* **Source records**
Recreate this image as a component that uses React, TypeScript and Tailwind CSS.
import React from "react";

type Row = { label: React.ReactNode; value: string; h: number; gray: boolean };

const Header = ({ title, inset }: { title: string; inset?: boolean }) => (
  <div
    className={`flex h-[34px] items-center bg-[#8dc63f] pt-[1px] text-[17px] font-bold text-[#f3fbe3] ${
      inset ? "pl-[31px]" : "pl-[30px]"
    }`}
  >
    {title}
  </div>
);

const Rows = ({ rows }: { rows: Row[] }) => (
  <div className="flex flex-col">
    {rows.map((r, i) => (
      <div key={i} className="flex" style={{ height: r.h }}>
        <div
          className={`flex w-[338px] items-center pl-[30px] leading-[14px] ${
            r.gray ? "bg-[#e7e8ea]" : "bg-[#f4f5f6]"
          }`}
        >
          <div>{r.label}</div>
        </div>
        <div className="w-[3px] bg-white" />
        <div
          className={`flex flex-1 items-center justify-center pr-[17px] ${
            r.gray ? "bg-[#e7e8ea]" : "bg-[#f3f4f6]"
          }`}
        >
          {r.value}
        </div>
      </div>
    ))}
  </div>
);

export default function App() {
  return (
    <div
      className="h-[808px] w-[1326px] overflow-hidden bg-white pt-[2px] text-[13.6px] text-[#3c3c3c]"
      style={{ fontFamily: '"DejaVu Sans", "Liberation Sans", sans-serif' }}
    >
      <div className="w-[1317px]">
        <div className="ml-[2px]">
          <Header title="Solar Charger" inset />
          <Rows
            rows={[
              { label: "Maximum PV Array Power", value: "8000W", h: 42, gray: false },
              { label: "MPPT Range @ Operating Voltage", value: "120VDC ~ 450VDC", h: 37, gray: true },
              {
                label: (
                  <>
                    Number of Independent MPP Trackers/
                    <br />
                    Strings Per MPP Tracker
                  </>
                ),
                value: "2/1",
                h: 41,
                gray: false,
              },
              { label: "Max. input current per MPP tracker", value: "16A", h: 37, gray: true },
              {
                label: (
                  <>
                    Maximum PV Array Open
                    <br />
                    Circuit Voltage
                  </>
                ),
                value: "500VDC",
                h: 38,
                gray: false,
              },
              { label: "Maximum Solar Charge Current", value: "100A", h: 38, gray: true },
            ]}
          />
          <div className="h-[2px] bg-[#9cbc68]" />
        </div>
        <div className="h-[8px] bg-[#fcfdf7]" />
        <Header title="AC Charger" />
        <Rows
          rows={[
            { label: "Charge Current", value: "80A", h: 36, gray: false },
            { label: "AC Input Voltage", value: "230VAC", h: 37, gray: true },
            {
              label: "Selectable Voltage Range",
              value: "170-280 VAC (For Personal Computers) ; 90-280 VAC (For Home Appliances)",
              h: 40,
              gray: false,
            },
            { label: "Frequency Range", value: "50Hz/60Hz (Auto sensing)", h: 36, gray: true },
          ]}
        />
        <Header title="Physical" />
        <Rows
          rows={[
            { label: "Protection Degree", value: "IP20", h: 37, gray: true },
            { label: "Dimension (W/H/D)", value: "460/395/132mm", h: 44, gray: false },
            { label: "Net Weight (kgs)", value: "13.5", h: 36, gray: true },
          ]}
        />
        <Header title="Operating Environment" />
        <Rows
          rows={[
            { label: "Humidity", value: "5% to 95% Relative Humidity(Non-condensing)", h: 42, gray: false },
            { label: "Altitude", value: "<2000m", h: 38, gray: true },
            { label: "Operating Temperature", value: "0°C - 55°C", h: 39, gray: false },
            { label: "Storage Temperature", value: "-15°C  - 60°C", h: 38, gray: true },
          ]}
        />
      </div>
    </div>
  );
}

---

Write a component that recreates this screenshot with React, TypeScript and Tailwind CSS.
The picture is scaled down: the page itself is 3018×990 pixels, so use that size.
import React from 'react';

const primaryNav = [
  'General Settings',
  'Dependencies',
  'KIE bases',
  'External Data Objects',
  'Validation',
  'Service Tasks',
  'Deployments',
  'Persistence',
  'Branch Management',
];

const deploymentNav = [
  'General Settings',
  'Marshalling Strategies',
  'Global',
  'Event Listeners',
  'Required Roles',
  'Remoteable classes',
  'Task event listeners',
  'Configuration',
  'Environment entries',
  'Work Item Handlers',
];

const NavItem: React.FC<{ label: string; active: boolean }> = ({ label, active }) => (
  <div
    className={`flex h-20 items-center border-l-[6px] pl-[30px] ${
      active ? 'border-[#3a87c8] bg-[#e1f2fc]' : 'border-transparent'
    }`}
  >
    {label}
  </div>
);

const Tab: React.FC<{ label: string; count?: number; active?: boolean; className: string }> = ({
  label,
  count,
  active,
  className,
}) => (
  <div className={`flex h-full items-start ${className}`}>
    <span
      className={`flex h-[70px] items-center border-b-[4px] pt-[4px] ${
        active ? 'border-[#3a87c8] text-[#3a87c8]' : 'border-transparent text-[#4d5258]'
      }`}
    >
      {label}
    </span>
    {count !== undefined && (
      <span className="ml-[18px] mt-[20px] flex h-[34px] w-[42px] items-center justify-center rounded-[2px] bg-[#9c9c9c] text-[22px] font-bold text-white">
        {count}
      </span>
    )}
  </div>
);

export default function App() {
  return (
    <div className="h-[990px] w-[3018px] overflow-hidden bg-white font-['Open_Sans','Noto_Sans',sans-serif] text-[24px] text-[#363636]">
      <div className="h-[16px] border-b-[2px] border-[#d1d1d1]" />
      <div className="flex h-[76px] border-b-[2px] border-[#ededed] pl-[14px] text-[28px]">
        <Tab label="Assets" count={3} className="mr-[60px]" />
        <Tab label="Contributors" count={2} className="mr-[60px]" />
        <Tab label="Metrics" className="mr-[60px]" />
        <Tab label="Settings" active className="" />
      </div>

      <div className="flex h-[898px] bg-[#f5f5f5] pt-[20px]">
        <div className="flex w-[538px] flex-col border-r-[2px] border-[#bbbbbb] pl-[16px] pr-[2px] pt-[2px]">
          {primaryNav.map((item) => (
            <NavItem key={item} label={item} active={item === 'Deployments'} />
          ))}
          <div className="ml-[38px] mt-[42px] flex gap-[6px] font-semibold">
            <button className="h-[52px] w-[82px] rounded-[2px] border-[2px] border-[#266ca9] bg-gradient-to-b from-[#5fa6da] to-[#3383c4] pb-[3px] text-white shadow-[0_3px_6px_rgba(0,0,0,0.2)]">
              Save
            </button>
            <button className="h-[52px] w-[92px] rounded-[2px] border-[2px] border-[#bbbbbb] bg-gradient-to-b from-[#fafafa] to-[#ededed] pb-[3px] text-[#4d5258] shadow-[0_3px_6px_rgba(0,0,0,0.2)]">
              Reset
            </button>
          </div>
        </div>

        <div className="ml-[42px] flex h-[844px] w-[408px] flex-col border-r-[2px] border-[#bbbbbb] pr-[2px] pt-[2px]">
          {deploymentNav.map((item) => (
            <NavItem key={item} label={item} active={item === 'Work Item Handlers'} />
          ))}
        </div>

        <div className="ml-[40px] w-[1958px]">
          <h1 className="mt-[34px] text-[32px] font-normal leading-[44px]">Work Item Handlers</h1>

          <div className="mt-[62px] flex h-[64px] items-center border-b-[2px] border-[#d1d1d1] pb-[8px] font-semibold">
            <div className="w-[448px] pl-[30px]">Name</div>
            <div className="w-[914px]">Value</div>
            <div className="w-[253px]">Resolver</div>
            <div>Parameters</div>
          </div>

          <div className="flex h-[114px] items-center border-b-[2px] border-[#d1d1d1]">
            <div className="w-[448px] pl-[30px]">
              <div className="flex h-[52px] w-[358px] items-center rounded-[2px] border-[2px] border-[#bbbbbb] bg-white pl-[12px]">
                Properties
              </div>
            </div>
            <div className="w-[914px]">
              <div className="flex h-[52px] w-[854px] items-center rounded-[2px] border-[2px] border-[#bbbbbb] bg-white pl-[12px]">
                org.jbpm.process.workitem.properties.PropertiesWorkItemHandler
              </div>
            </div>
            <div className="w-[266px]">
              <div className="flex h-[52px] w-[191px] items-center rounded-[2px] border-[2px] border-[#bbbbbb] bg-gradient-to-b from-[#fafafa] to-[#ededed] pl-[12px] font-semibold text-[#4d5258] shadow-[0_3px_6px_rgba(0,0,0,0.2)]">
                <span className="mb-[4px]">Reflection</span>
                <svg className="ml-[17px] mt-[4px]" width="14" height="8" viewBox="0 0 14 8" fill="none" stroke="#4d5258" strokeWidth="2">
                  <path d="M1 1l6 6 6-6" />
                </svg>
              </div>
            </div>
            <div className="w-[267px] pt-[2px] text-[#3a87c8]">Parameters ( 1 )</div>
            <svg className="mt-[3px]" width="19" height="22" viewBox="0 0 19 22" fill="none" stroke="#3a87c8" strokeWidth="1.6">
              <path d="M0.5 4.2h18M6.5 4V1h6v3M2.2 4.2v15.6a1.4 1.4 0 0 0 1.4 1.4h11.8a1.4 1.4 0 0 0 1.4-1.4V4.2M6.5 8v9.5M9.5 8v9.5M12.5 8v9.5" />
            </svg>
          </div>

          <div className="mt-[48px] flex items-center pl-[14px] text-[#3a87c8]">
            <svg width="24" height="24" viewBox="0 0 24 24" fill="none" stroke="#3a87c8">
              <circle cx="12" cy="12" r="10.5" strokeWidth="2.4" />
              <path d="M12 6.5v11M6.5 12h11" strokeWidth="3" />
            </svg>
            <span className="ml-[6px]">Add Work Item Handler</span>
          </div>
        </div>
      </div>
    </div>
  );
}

...

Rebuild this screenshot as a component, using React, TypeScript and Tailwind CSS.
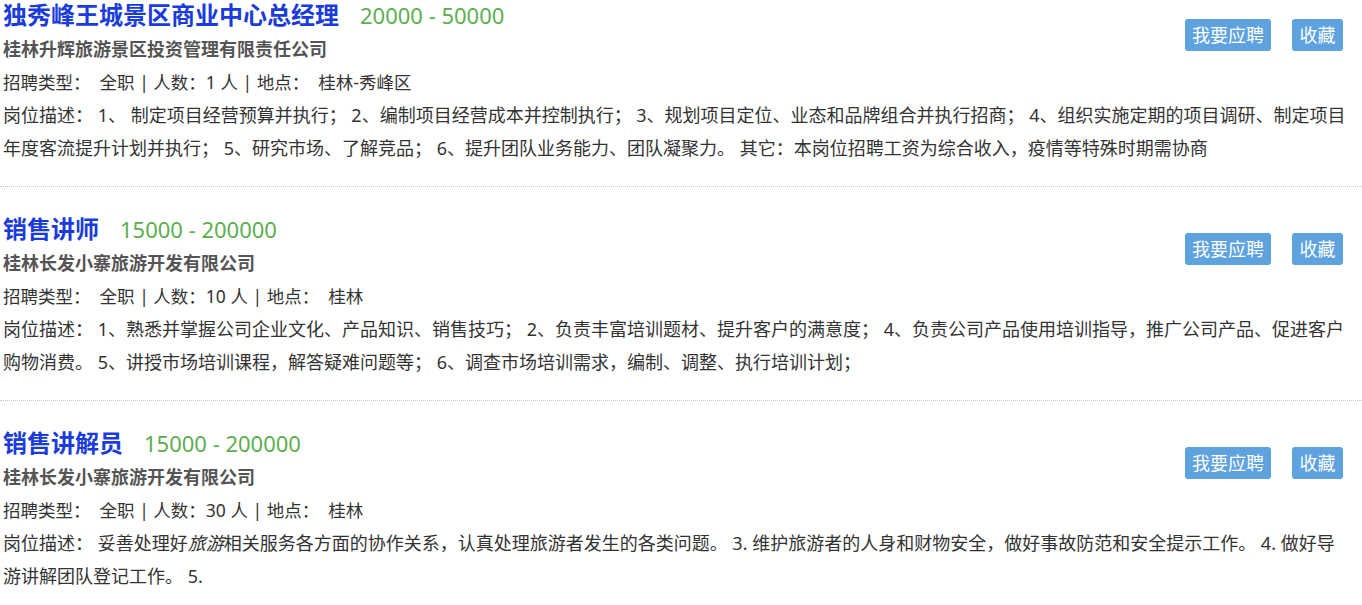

* **Exercise**
Give only the number of lines in the data that hold the word "component".

* **Result of the task**
3